* Recorded information *
^^^^
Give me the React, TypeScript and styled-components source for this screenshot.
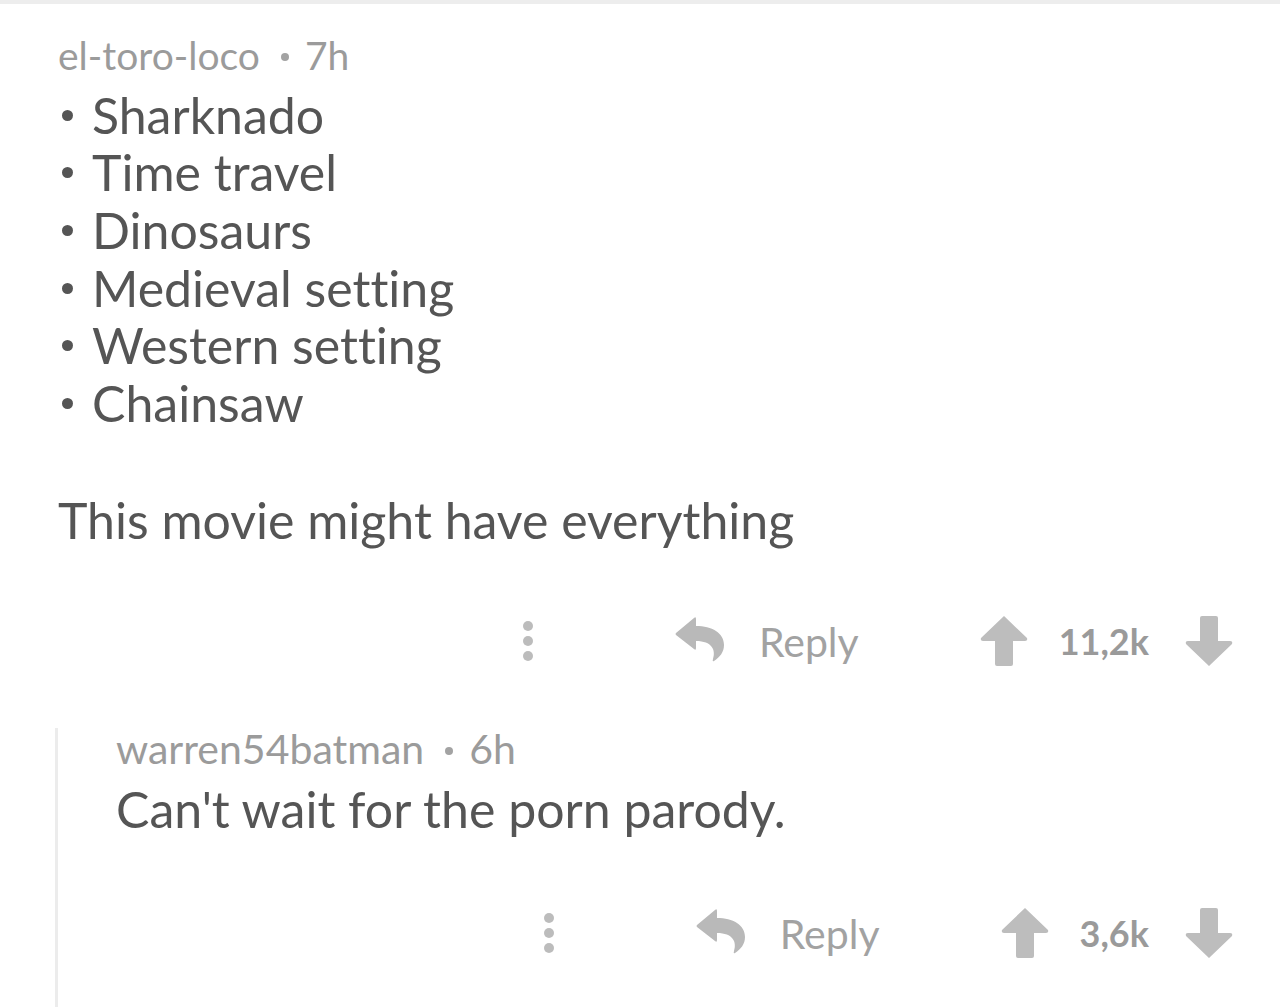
import React from 'react';
import styled, { createGlobalStyle } from 'styled-components';

const GlobalStyle = createGlobalStyle`
  html, body {
    margin: 0;
    padding: 0;
    background: #ffffff;
  }

  body {
    font-family: Lato, 'Noto Sans', sans-serif;
    font-variant-ligatures: none;
    overflow: hidden;
  }
`;

const Page = styled.div`
  width: 1280px;
  height: 1007px;
  display: flex;
  flex-direction: column;
  overflow: hidden;
`;

const TopRule = styled.div`
  height: 4px;
  flex-shrink: 0;
  background: #ededed;
`;

const Thread = styled.div`
  flex: 1;
  display: flex;
  flex-direction: column;
  padding: 28px 47px 0 58px;
`;

const Meta = styled.div<{ $size: number; $lh: number }>`
  font-size: ${(p) => p.$size}px;
  line-height: ${(p) => p.$lh};
  color: #9b9b9b;
  white-space: nowrap;
`;

const Dot = styled.span`
  display: inline-block;
  width: 8px;
  height: 8px;
  border-radius: 50%;
  background: #a3a3a3;
  vertical-align: 0.22em;
  margin: 0 16px 0 21px;
`;

const Body = styled.div`
  font-size: 50px;
  line-height: 1.2;
  color: #555555;
  white-space: nowrap;
`;

const BulletList = styled.ul`
  list-style: none;
  margin: 8px 0 0;
  padding: 0;
  font-size: 50px;
  line-height: 57.6px;
  color: #555555;

  li {
    display: block;
    white-space: nowrap;
  }

  li::before {
    content: '';
    display: inline-block;
    width: 11px;
    height: 11px;
    border-radius: 50%;
    background: #555555;
    vertical-align: 0.26em;
    margin: 0 19px 0 4px;
  }
`;

const Paragraph = styled(Body)`
  margin-top: 58px;
`;

const ActionRow = styled.div<{ $top: number }>`
  display: flex;
  justify-content: flex-end;
  align-items: center;
  height: 50px;
  margin-top: ${(p) => p.$top}px;
`;

const Kebab = styled.svg`
  width: 12px;
  height: 44px;
  fill: #bcbcbc;
  margin-right: 141px;
`;

const ReplyButton = styled.div`
  display: flex;
  align-items: center;
  gap: 34px;
  font-size: 41px;
  color: #a2a2a2;
`;

const ReplyIcon = styled.svg`
  width: 50px;
  height: 46px;
  fill: #b9b9b9;
  margin-top: -4px;
`;

const VoteGroup = styled.div`
  display: flex;
  align-items: center;
  margin-left: 121px;
`;

const Score = styled.span`
  font-size: 36px;
  font-weight: 700;
  color: #9a9a9a;
  margin: 0 36px 0 31px;
`;

const Arrow = styled.svg`
  width: 48px;
  height: 50px;
  fill: #bdbdbd;
`;

const Nested = styled.div`
  flex: 1;
  margin: 62px 0 0 -3px;
  padding-left: 58px;
  border-left: 3px solid #ececec;
`;

const NestedBody = styled(Body)`
  margin-top: 10px;
`;

const UpArrow: React.FC = () => (
  <Arrow viewBox="0 0 48 50">
    <path d="M24 0 L47 22 Q48 25 45 25 L33 25 L33 48 Q33 50 31 50 L17 50 Q15 50 15 48 L15 25 L3 25 Q0 25 1 22 Z" />
  </Arrow>
);

const DownArrow: React.FC = () => (
  <Arrow viewBox="0 0 48 50">
    <path d="M24 50 L47 28 Q48 25 45 25 L33 25 L33 2 Q33 0 31 0 L17 0 Q15 0 15 2 L15 25 L3 25 Q0 25 1 28 Z" />
  </Arrow>
);

const Actions: React.FC<{ score: string; top: number }> = ({ score, top }) => (
  <ActionRow $top={top}>
    <Kebab viewBox="0 0 12 44">
      <circle cx="6" cy="7" r="5" />
      <circle cx="6" cy="22" r="5" />
      <circle cx="6" cy="37" r="5" />
    </Kebab>
    <ReplyButton>
      <ReplyIcon viewBox="0 0 50 46">
        <path d="M1 17 L19 2 Q21 0 21 3 L21 10 C37 10 49 17 49 29 C49 36 45 41 39 45 Q37 46 38 43 C41 34 37 25 21 25 L21 32 Q21 35 19 33 L1 19 Q0 18 1 17 Z" />
      </ReplyIcon>
      Reply
    </ReplyButton>
    <VoteGroup>
      <UpArrow />
      <Score>{score}</Score>
      <DownArrow />
    </VoteGroup>
  </ActionRow>
);

const items = ['Sharknado', 'Time travel', 'Dinosaurs', 'Medieval setting', 'Western setting', 'Chainsaw'];

const App: React.FC = () => (
  <Page>
    <GlobalStyle />
    <TopRule />
    <Thread>
      <Meta $size={39} $lh={1.2}>
        el-toro-loco
        <Dot />
        7h
      </Meta>
      <BulletList>
        {items.map((item) => <li key={item}>{item}</li>)}
      </BulletList>
      <Paragraph>This movie might have everything</Paragraph>
      <Actions score="11,2k" top={66} />
      <Nested>
        <Meta $size={41} $lh={1}>
          warren54batman
          <Dot />
          6h
        </Meta>
        <NestedBody>Can't wait for the porn parody.</NestedBody>
        <Actions score="3,6k" top={69} />
      </Nested>
    </Thread>
  </Page>
);

export default App;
^^^^
* Directions for this task *
Omit the pictures, then quote the rest of the material above exactly.

* Response to this task *
Give me the React, TypeScript and styled-components source for this screenshot.
import React from 'react';
import styled, { createGlobalStyle } from 'styled-components';

const GlobalStyle = createGlobalStyle`
  html, body {
    margin: 0;
    padding: 0;
    background: #ffffff;
  }

  body {
    font-family: Lato, 'Noto Sans', sans-serif;
    font-variant-ligatures: none;
    overflow: hidden;
  }
`;

const Page = styled.div`
  width: 1280px;
  height: 1007px;
  display: flex;
  flex-direction: column;
  overflow: hidden;
`;

const TopRule = styled.div`
  height: 4px;
  flex-shrink: 0;
  background: #ededed;
`;

const Thread = styled.div`
  flex: 1;
  display: flex;
  flex-direction: column;
  padding: 28px 47px 0 58px;
`;

const Meta = styled.div<{ $size: number; $lh: number }>`
  font-size: ${(p) => p.$size}px;
  line-height: ${(p) => p.$lh};
  color: #9b9b9b;
  white-space: nowrap;
`;

const Dot = styled.span`
  display: inline-block;
  width: 8px;
  height: 8px;
  border-radius: 50%;
  background: #a3a3a3;
  vertical-align: 0.22em;
  margin: 0 16px 0 21px;
`;

const Body = styled.div`
  font-size: 50px;
  line-height: 1.2;
  color: #555555;
  white-space: nowrap;
`;

const BulletList = styled.ul`
  list-style: none;
  margin: 8px 0 0;
  padding: 0;
  font-size: 50px;
  line-height: 57.6px;
  color: #555555;

  li {
    display: block;
    white-space: nowrap;
  }

  li::before {
    content: '';
    display: inline-block;
    width: 11px;
    height: 11px;
    border-radius: 50%;
    background: #555555;
    vertical-align: 0.26em;
    margin: 0 19px 0 4px;
  }
`;

const Paragraph = styled(Body)`
  margin-top: 58px;
`;

const ActionRow = styled.div<{ $top: number }>`
  display: flex;
  justify-content: flex-end;
  align-items: center;
  height: 50px;
  margin-top: ${(p) => p.$top}px;
`;

const Kebab = styled.svg`
  width: 12px;
  height: 44px;
  fill: #bcbcbc;
  margin-right: 141px;
`;

const ReplyButton = styled.div`
  display: flex;
  align-items: center;
  gap: 34px;
  font-size: 41px;
  color: #a2a2a2;
`;

const ReplyIcon = styled.svg`
  width: 50px;
  height: 46px;
  fill: #b9b9b9;
  margin-top: -4px;
`;

const VoteGroup = styled.div`
  display: flex;
  align-items: center;
  margin-left: 121px;
`;

const Score = styled.span`
  font-size: 36px;
  font-weight: 700;
  color: #9a9a9a;
  margin: 0 36px 0 31px;
`;

const Arrow = styled.svg`
  width: 48px;
  height: 50px;
  fill: #bdbdbd;
`;

const Nested = styled.div`
  flex: 1;
  margin: 62px 0 0 -3px;
  padding-left: 58px;
  border-left: 3px solid #ececec;
`;

const NestedBody = styled(Body)`
  margin-top: 10px;
`;

const UpArrow: React.FC = () => (
  <Arrow viewBox="0 0 48 50">
    <path d="M24 0 L47 22 Q48 25 45 25 L33 25 L33 48 Q33 50 31 50 L17 50 Q15 50 15 48 L15 25 L3 25 Q0 25 1 22 Z" />
  </Arrow>
);

const DownArrow: React.FC = () => (
  <Arrow viewBox="0 0 48 50">
    <path d="M24 50 L47 28 Q48 25 45 25 L33 25 L33 2 Q33 0 31 0 L17 0 Q15 0 15 2 L15 25 L3 25 Q0 25 1 28 Z" />
  </Arrow>
);

const Actions: React.FC<{ score: string; top: number }> = ({ score, top }) => (
  <ActionRow $top={top}>
    <Kebab viewBox="0 0 12 44">
      <circle cx="6" cy="7" r="5" />
      <circle cx="6" cy="22" r="5" />
      <circle cx="6" cy="37" r="5" />
    </Kebab>
    <ReplyButton>
      <ReplyIcon viewBox="0 0 50 46">
        <path d="M1 17 L19 2 Q21 0 21 3 L21 10 C37 10 49 17 49 29 C49 36 45 41 39 45 Q37 46 38 43 C41 34 37 25 21 25 L21 32 Q21 35 19 33 L1 19 Q0 18 1 17 Z" />
      </ReplyIcon>
      Reply
    </ReplyButton>
    <VoteGroup>
      <UpArrow />
      <Score>{score}</Score>
      <DownArrow />
    </VoteGroup>
  </ActionRow>
);

const items = ['Sharknado', 'Time travel', 'Dinosaurs', 'Medieval setting', 'Western setting', 'Chainsaw'];

const App: React.FC = () => (
  <Page>
    <GlobalStyle />
    <TopRule />
    <Thread>
      <Meta $size={39} $lh={1.2}>
        el-toro-loco
        <Dot />
        7h
      </Meta>
      <BulletList>
        {items.map((item) => <li key={item}>{item}</li>)}
      </BulletList>
      <Paragraph>This movie might have everything</Paragraph>
      <Actions score="11,2k" top={66} />
      <Nested>
        <Meta $size={41} $lh={1}>
          warren54batman
          <Dot />
          6h
        </Meta>
        <NestedBody>Can't wait for the porn parody.</NestedBody>
        <Actions score="3,6k" top={69} />
      </Nested>
    </Thread>
  </Page>
);

export default App;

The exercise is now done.